On the web, a Cartography illustrator and their traditional map won’t work, as a site only has a few seconds to grab and capture visitors’ attentions. There’s a lot of other things that a map on the web has to fight to get someone’s attention, meaning that every map on the web has 10 seconds, at best, to convince people that they have something that’s worth seeing, otherwise, those visitors will be gone.

When it comes to web design, it’s important to remember that fact. Websites only have seconds to grab someone’s attention before they hit the back button or close the tab, which the industry calls as a ‘bounce’. Naturally, the industry is all about cutting down on bounce, and every site works hard to cut down its bounce rate before anything else.

So what about maps?

They’re no exception.

With all the work people put in reducing bounce rates, it’s no surprise that there are a lot of resource and information on the matter. The field is widely researched, and, if there were libraries on the subject, they’d be filled to the brim with books.

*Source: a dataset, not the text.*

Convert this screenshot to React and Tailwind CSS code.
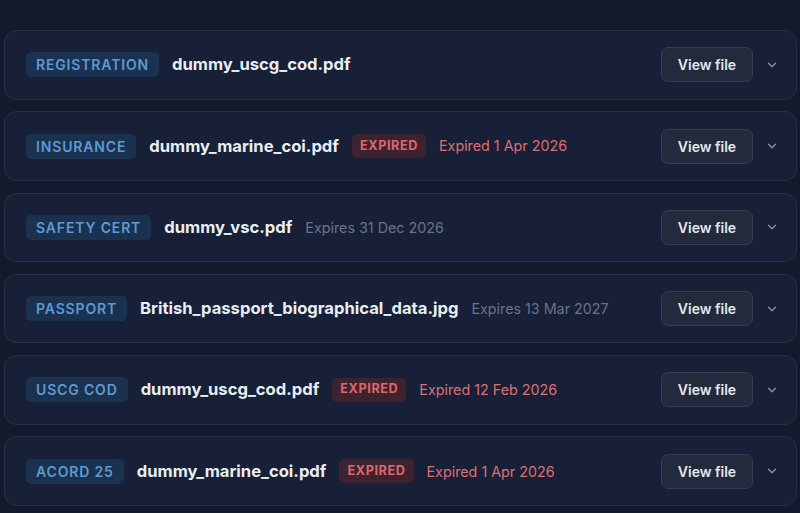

The condensed version goes:

  • Bigger fonts
  • Bigger buttons
  • Brighter colors
  • Fewer distractions

Basically, don’t think like Cartography illustrator, think like a web designer. Optimize that map to grab attention within the first few seconds of being spotted, so that you can convince them to do something else other than hitting that back button.

When you’re making a web map, remember that even the best data, the most useful tools won’t matter to a user that’s bounced, simply because they won’t be around long enough to actually find and use them.

To sum it up; ditch the subtle hues, the finesse, the subtlety of the old-fashioned maps while you’re making something for the web, because on the internet, everything is big, and designed to grab attention.